Occasionally the defence may challenge the admissibility of prosecution evidence on the basis of lack of proof of an officer's belief, such as reasonable grounds for arrest, or a fact such as integrity of the source of evidential material. Where such background evidence might be too sensitive to give in the presence of the defence, a voire dire, rather than a PII application should be held (H and C). An independent senior officer must be used in observation post cases – R v Johnson (Kenneth) [1988] 1 WLR 1377. The officer may be required to give evidence in support of its use in the case.

There may be cases where the prosecutor identifies material which satisfies the disclosure test and to which PII attaches but the continuation of the prosecution would demand disclosure having regard to the overriding duty to ensure fairness in the trial process. If it is not possible to disclose the material in a way that does not compromise its sensitivity (e.g. through redaction, being summarised or the prosecutor making an admission about the substance of the material), it should either be disclosed in full or the proceedings abandoned. Before such action is taken there must be consultation between the CPS (Unit Head or above) and police (ACC or above) and when appropriate, the owners of sensitive third-party material at a senior level. Where agreement cannot be reached, the material should be placed before the court for a ruling.

Sensitive material and summary trials

If a case before a magistrates' court raises complex and contentious PII issues and the court has discretion to send the case to the Crown Court, the case may not be suitable for summary trial. magistrates' court files containing sensitive material should normally be handled by CPS prosecutors unless specific approval is given by the unit head for the case to be handled by a particular agent. The agent will have no authority to make an application to withhold disclosure without approval of the unit head.

If sensitive material in a summary trial satisfies the disclosure test, the procedure for application to the court is as per Part 15 of the Criminal Procedure Rules. Under section 14 of the CPIA, the accused may ask the court to review any earlier order for non-disclosure. Otherwise, this guidance will be equally relevant to sensitive material in summary trials, and similar considerations and processes apply.

Hearing to inform the court of sensitive material

The CrimPR Part 3.11 sets out the procedure if the prosecutor has, or is aware, of material whose revelation to the public or defendant would give rise to a real risk of serious prejudice to an important public interest if revealed but which the prosecutor does not consider meets the test of disclosure under part I of the CPIA.

This is a separate process to a PII applications. If the sensitive material meets the test for disclosure then this process under part 3.11 does not apply.

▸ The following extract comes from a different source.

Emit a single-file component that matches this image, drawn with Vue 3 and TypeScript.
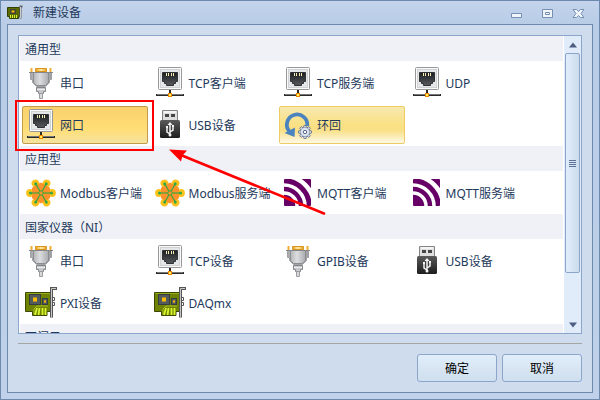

The process now set out under part 3.11 was previously known as a “notification hearing” and was considered by the Court of Appeal in R v Ali [2019] EWCA Crim 1527 in which the court said that these hearings were required in exceptional circumstances where “if the judge is not kept informed, there is a risk that the material in question will inadvertently impact on the fair management of the trial and thus run counter to the ends of justice”. The Court of Appeal invited the Criminal Procedure Rules committee to make rules to govern the process. The CrimPR was amended on 6th April 2020 to set out the process for such applications.

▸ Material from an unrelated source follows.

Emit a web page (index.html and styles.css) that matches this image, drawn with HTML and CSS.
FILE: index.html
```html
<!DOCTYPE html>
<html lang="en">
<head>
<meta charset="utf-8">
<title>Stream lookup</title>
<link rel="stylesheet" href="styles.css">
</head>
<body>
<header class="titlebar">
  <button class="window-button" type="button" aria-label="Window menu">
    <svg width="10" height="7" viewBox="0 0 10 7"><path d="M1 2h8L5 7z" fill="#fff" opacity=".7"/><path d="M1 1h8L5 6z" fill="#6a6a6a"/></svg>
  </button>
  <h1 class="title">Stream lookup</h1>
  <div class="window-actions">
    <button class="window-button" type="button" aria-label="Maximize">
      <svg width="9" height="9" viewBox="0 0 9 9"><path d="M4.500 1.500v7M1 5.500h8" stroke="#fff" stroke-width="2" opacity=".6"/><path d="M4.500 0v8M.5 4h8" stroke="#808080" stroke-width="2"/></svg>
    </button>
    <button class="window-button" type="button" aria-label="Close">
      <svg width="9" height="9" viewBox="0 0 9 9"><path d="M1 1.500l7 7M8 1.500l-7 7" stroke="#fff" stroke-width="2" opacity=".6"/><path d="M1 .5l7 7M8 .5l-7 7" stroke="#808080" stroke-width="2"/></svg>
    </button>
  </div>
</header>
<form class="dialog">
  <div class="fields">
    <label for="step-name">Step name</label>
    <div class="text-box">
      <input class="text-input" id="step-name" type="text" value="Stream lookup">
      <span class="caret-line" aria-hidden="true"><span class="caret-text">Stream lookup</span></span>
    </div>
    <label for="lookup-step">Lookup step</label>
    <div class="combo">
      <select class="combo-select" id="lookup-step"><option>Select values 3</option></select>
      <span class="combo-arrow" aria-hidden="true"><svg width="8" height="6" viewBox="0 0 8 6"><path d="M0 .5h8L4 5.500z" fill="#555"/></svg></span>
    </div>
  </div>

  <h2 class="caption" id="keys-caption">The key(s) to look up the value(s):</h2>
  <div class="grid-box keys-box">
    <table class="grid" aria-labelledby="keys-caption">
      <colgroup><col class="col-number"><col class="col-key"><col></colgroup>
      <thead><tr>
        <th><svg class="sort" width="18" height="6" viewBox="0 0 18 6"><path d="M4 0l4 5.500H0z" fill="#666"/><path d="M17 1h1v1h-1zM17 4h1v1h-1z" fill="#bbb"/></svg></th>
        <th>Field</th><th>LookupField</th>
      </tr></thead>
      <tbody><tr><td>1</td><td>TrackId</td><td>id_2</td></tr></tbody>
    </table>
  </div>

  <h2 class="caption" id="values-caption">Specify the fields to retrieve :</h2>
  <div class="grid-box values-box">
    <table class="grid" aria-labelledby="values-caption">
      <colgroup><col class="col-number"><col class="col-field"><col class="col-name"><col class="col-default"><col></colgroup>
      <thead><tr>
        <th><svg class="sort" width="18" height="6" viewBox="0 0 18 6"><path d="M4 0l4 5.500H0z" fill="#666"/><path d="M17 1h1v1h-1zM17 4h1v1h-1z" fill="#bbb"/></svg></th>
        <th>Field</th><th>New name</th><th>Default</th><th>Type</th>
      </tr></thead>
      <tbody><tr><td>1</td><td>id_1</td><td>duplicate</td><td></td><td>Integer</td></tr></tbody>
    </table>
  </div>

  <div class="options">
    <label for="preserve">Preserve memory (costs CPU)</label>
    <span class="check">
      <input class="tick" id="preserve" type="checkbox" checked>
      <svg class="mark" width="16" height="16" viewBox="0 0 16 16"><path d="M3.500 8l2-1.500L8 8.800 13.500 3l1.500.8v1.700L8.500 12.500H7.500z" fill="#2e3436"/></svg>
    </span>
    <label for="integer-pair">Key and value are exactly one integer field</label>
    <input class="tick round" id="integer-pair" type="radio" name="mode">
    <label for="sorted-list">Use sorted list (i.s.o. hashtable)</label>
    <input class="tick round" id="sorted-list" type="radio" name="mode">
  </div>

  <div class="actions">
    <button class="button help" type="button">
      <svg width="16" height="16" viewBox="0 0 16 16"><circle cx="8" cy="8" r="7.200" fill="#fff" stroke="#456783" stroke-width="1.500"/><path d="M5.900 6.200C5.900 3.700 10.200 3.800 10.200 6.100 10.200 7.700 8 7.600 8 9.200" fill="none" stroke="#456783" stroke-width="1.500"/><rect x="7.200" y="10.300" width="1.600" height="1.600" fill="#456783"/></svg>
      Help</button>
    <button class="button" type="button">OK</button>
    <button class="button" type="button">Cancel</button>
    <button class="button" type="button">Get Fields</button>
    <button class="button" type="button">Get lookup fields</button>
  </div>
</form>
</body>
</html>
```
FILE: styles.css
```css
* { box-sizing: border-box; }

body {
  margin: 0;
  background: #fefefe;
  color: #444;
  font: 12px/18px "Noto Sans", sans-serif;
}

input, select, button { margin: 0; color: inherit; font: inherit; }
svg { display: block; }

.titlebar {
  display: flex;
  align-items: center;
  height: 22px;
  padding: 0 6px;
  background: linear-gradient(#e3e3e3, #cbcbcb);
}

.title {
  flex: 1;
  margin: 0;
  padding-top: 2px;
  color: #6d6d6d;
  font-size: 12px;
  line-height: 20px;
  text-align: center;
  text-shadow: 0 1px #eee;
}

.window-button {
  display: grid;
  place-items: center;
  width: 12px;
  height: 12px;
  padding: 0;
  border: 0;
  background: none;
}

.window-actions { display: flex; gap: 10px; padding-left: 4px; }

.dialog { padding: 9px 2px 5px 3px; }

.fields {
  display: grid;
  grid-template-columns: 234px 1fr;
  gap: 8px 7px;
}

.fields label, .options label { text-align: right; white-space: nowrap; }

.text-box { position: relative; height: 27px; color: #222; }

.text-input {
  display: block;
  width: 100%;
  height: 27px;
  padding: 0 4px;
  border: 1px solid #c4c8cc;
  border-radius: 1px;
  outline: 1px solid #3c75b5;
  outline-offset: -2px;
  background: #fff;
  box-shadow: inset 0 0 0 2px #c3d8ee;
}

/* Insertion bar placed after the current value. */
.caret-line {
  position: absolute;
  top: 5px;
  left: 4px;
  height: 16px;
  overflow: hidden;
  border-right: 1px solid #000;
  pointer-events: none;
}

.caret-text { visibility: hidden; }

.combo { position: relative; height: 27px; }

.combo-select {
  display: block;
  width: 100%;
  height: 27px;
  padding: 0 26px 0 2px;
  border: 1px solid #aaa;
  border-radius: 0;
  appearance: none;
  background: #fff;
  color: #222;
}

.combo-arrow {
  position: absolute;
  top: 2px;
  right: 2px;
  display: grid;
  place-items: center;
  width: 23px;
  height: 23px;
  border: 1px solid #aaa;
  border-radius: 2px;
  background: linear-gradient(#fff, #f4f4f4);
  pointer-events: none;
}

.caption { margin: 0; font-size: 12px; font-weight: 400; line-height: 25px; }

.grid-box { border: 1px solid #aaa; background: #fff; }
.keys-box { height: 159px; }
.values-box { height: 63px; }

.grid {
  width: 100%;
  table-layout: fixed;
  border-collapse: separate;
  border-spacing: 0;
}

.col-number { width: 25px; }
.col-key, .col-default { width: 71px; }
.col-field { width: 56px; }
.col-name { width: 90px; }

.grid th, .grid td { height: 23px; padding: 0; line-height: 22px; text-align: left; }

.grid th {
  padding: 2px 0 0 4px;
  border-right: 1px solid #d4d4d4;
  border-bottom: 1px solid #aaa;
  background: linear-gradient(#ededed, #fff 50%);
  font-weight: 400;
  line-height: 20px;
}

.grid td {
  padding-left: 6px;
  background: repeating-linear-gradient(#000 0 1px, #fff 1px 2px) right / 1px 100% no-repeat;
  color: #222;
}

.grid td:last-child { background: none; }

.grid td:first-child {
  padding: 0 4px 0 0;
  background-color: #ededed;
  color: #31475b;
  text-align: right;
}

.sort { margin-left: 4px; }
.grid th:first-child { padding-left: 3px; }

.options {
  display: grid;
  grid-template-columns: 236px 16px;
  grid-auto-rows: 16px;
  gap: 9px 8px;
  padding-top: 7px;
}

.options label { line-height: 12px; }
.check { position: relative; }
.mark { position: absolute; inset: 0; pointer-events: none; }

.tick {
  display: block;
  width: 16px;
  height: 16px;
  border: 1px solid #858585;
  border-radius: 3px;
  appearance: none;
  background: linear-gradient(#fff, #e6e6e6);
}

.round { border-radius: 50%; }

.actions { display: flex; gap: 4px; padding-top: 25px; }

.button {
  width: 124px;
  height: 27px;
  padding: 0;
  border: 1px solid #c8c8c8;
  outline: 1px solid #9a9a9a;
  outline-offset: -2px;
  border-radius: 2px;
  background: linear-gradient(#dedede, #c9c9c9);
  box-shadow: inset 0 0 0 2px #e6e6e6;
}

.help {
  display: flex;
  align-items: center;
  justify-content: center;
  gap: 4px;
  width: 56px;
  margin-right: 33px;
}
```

Part 3.11 states that the prosecutor must ask for a hearing to inform the court of the sensitive material if the prosecutor thinks it is necessary to avoid either:

  • potential unfairness to the defendant in the conduct of the trial;
  • potential prejudice to the fair management of the trial; or
  • potential prejudice to that public interest

The CrimPR does not set out examples for each of the limbs, each case will need to be considered on its own merits. However, the following are a non-exhaustive list of examples of circumstances in which such a hearing may be appropriate if the criterion set out in the CrimPR is satisfied:

  • where disclosure of the material to the court is required to correct a misunderstanding of fact which otherwise could lead to potential unfairness to the defendant (e.g. to correct a misunderstanding by the court on the way the prosecution has put its case)
  • where there is a CHIS whose name or identity appears on the face of the papers;
  • where the defendant is a CHIS, particularly a participating CHIS; and
  • where the line of defence may lead to the revelation of a covert operational technique in these proceedings which could undermine ongoing law enforcement activities in other investigations into serious offences.

The limiting of the material provided to the court to that which is needed to achieve the purpose of the hearing is consistent with judicial comment from the House of Lords in R v H and C [2004] UKHL 3 that unused material which is either neutral or damaging to the defendant should not usually be brought to the attention of the court.

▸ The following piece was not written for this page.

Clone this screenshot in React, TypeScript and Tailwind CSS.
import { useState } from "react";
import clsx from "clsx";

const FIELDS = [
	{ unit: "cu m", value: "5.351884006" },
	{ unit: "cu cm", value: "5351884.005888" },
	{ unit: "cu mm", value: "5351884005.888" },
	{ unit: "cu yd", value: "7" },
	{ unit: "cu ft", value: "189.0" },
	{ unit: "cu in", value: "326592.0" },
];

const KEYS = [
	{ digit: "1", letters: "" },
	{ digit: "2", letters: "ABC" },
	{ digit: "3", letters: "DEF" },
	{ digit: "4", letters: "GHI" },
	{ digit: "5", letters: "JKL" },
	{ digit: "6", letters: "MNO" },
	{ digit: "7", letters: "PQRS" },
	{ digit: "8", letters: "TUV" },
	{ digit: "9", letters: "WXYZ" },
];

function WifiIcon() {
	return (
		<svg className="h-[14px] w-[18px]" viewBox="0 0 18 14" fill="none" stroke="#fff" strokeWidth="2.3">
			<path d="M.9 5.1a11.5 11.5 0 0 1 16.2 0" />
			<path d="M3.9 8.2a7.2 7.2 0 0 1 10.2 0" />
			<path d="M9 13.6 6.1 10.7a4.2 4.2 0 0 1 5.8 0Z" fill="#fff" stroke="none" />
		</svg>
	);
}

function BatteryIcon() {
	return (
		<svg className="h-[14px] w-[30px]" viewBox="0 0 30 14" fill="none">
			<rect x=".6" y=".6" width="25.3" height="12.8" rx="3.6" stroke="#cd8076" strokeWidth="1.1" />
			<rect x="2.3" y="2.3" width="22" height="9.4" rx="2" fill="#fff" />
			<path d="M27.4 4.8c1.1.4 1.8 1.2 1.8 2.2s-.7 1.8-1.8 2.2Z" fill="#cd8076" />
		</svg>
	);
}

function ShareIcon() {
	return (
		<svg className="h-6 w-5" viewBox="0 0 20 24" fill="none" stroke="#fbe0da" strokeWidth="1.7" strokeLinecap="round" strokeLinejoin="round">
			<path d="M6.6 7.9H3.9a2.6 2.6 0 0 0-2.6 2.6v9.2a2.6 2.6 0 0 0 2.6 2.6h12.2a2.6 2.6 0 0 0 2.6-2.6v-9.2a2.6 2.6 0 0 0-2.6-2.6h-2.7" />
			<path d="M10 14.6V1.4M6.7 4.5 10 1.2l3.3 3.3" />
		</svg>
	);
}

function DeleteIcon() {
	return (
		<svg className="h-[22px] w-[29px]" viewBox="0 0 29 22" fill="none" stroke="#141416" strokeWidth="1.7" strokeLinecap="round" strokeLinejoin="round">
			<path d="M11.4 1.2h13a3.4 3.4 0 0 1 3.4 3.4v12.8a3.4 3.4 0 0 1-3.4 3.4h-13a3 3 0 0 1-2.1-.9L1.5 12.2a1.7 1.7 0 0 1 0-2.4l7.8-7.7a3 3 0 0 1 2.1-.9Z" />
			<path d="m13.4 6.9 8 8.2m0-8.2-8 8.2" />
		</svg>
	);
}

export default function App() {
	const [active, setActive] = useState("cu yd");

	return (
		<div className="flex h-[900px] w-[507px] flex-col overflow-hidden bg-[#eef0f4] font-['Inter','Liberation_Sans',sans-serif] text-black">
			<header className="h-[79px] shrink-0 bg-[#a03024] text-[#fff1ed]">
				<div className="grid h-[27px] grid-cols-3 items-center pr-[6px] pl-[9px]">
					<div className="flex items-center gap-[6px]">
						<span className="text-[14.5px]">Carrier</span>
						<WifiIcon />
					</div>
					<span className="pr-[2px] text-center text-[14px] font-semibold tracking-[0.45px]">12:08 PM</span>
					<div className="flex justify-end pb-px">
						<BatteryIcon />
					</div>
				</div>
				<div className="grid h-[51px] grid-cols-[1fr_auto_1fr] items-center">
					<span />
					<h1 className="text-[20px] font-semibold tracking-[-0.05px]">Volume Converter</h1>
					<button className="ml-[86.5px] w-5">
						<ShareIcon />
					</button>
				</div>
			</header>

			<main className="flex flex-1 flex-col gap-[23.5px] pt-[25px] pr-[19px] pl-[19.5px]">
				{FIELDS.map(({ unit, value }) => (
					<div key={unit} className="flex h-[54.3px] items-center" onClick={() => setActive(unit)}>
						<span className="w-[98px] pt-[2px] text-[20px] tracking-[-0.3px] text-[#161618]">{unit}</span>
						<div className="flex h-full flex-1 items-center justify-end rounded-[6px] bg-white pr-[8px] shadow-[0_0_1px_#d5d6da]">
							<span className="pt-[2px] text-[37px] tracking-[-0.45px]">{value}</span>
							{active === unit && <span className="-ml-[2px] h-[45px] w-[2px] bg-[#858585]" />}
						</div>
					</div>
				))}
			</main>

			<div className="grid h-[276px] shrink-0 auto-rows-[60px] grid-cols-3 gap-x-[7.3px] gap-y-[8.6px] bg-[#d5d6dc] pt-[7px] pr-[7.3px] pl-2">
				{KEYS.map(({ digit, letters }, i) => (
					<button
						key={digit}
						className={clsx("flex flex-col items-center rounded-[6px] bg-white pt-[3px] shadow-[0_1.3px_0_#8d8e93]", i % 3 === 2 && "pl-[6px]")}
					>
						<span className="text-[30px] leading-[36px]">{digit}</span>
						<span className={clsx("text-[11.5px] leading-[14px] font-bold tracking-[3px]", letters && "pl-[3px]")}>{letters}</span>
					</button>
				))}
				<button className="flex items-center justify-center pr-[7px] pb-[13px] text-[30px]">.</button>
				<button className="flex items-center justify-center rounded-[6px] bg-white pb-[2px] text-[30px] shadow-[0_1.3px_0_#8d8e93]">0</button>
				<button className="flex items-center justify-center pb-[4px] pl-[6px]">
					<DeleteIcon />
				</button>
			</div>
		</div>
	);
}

The court will direct the prosecutor what material it requires to be described or provided to make its determination. It is suggested, only in very rare circumstances should the revelation need to go beyond the category of material and headline information. However, it is good practice for the prosecutor to ensure that all the sensitive material is available at the hearing in the event that the court requires that it be viewed. Where directed to do so, the prosecution should inform the defence of the fact a hearing has taken place in words similar to the following:

"The prosecution are in possession of sensitive material which does not satisfy the disclosure test but which would prejudice an important public interest if revealed. The judge has been alerted to the existence of this material (in accordance with CrimPR 3.11) "

The court officer may keep any written representations or material received or arrange for the whole or any part of it to be kept by some other appropriate person, subject to any conditions that the court may impose (CPR 3.11 (4)(c)). In practice, there are often no secure storage facilities at court centres and so the prosecution should seek a direction that any sensitive material considered by the court should be securely stored by the police or other law enforcement agency.

It is good practice for the hearing to be recorded by the court so that an accurate record is retained of what representations are made by the prosecutor, the information and/or material provided to the court and the basis for decisions made by the court.

The court officer must not give notice to anyone other than the prosecutor of any directions given at the hearing.

At the next hearing the prosecution advocate should invite the judge to consider making it clear in open court that:

  • the hearing to inform the court of sensitive material was not one where he or she was requested to rule on PII or decide a truly borderline issue of disclosability;
  • submissions from the defence were not required; and
  • he or she is aware of the basis on which material would be disclosable under the CPIA and when PII would justify withholding it; and
  • nothing done was contrary to principles in Edwards and Lewis v UK [2011] ECHR 2267 and R v H and C.